Who are his people? We are eager to know who they are, and we are glad to find that his people need to be saved, and will be saved, for it is written, ‘He will save his people.’ It is not said, ‘He will reward his people for their righteousness,’ nor is it promised that he will ’save them from becoming sinners,’ but ‘He will save his people from their sins.’ . . .

If you are righteous in yourself, you are not one of his people. If you were never sick in soul, you are none of the folk that the Great Physician has come to heal. If you were never guilty of sin, you are none of those whom he has come to deliver from sin. Jesus comes on no needless errand and undertakes no unnecessary work. If you feel yourselves to need saving, then cast yourselves upon him, for such as you are he came to save.

C. H. Spurgeon, The Treasury of the New Testament, I:4-5, on Matthew 1:21.

Saturday, January 16, 2010

The most important business of your life

We have, through the goodness of the Lord, been permitted to enter upon another year, and the minds of many among us will no doubt be occupied with plans for the future and the various fears of our work and service for the Lord.

If our lives are spared, we shall be engaged in those: the welfare of our families, the prosperity of our business, our work and service for Christ may be considered the most important matters to be attended to; but according to my judgment the most important point to be attended to is this: above all things see to it that your souls are happy in the Lord.

Other things may press upon you, the Lord’s work may even have urgent claims upon your attention, but I deliberately repeat, it is of supreme and paramount importance that you should seek above all things to have your souls truly happy in God Himself! Day by day seek to make this the most important business of your life.

This has been my firm and settled condition for the last five and thirty years. For the first four years after my conversion I knew not its vast importance, but now after much experience I specially commend this point to the notice of my younger brethren and sisters in Christ: the secret of all true effectual service is joy in God, having experimental acquaintance and fellowship with God Himself.

–George Mueller,
A Narrative of Some of the Lord’s Dealings with George Mueller, Written by Himself, pp. 730-732. It is excerpted from a sermon the 59-year-old Mueller preached to his congregation at a New Year’s service.

Friday, January 15, 2010

Filling voids

“All sins are attempts to fill voids.” -Simone Weil

We might try to fill the voids we so deeply feel by doing bad things or by doing good things. When we salve the ache in our hearts, which only God himself can satisfy, by doing good things, we then feel proud and think God owes us and we get angry when he doesn’t fork over. When we salve the ache within by doing bad things, we feel shamed and think God despises us and slink away from him in bitterness and cynicism. But we are the ones complicating our souls.
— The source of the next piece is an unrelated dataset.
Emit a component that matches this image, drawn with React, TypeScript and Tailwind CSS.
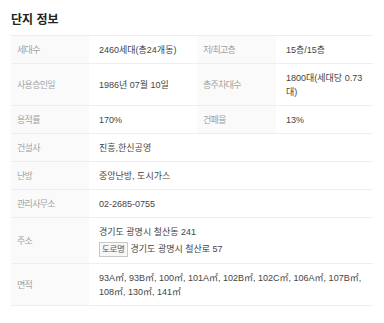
import React from 'react'

const FONT = '"Liberation Sans", "Noto Sans CJK KR", sans-serif'

type Cell = { label: string; value: React.ReactNode }

const Label = ({ children }: { children: React.ReactNode }) => (
  <td className="bg-[#fafafa] text-[#a3a3a3] tracking-[-0.7px] pl-[6px] pr-1 py-[6.5px] align-middle">{children}</td>
)

const Value = ({ children, colSpan }: { children: React.ReactNode; colSpan?: number }) => (
  <td colSpan={colSpan} className="text-[#444] pl-[10px] pr-[4px] py-[6.5px] align-middle">{children}</td>
)

export default function App() {
  const pairs: [Cell, Cell][] = [
    [{ label: '세대수', value: '2460세대(총24개동)' }, { label: '저/최고층', value: '15층/15층' }],
    [{ label: '사용승인일', value: '1986년 07월 10일' }, { label: '총주차대수', value: '1800대(세대당 0.73대)' }],
    [{ label: '용적률', value: '170%' }, { label: '건폐율', value: '13%' }],
  ]
  const singles: Cell[] = [
    { label: '건설사', value: '진흥,한신공영' },
    { label: '난방', value: '중앙난방, 도시가스' },
    { label: '관리사무소', value: '02-2685-0755' },
    {
      label: '주소',
      value: (
        <div>
          <div>경기도 광명시 철산동 241</div>
          <div className="flex items-center gap-[3px] mt-[3px]">
            <span className="border border-[#c8c8c8] bg-[#f7f7f7] text-[#555] text-[8.5px] leading-[13px] px-[2px] tracking-[-0.3px]">도로명</span>
            <span>경기도 광명시 철산로 57</span>
          </div>
        </div>
      ),
    },
    { label: '면적', value: '93A㎡, 93B㎡, 100㎡, 101A㎡, 102B㎡, 102C㎡, 106A㎡, 107B㎡, 108㎡, 130㎡, 141㎡' },
  ]

  return (
    <div className="bg-white w-[384px] h-[323px] px-[11px] pt-[12px]" style={{ fontFamily: FONT }}>
      <h2 className="text-[12px] leading-[16px] font-bold text-[#222] mb-[7px]">단지 정보</h2>
      <table className="w-full border-collapse text-[9px] leading-[14px] table-fixed">
        <colgroup>
          <col className="w-[78px]" />
          <col className="w-[108px]" />
          <col className="w-[79px]" />
          <col />
        </colgroup>
        <tbody>
          {pairs.map(([a, b]) => (
            <tr key={a.label} className="border-y border-[#eee]">
              <Label>{a.label}</Label>
              <Value>{a.value}</Value>
              <Label>{b.label}</Label>
              <Value>{b.value}</Value>
            </tr>
          ))}
          {singles.map(c => (
            <tr key={c.label} className="border-y border-[#eee]">
              <Label>{c.label}</Label>
              <Value colSpan={3}>{c.value}</Value>
            </tr>
          ))}
        </tbody>
      </table>
    </div>
  )
}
Filling the void with anything but God is a sin. Sin can involve doing a good thing, or sin can involve doing a bad thing. But only God can comfort us. Only God can fill our souls with the magnitude of the One we long for. And he does, freely, on terms of grace. “For Christ also suffered once for sins, the righteous for the unrighteous, that he might bring us to God.” 1 Peter 3:18

To be empty and disappointed and brokenhearted does not disqualify you from God. It means God is near, if you’ll have him.

--Ray Ortlund
source: here

Saturday, January 2, 2010

The cross redefining our theology

[Referring to The Heidelberg Disputation...]

According to Martin Luther's terminology, the "theologians of glory" are those who build their theology in the light of what they expect God to be like—and, surprise, surprise, they make God to look something like themselves. The "theologians of the cross," however, are those who build their theology in the light of God's own revelation of himself in Christ hanging on the cross.

The implications of this position are revolutionary. For a start, Luther is demanding that the entire theological vocabulary be revised in light of the cross. Take for example the word power. When theologians of glory read about divine power in the Bible, or use the term in their own theology, they assume that it is analogous to human power. They suppose that they can arrive at an understanding of divine power by magnifying to an infinite degree the most powerful thing of which they can think. In light of the cross, however, this understanding of divine power is the very opposite of what divine power is all about. Divine power is revealed in the weakness of the cross, for it is in his apparent defeat at the hands of evil powers and corrupt earthly authorities that Jesus shows his divine power in the conquest of death and of all the powers of evil. So when a Christian talks about divine power, or even about church or Christian power, it is to be conceived of in terms of the cross—power hidden in the form of weakness.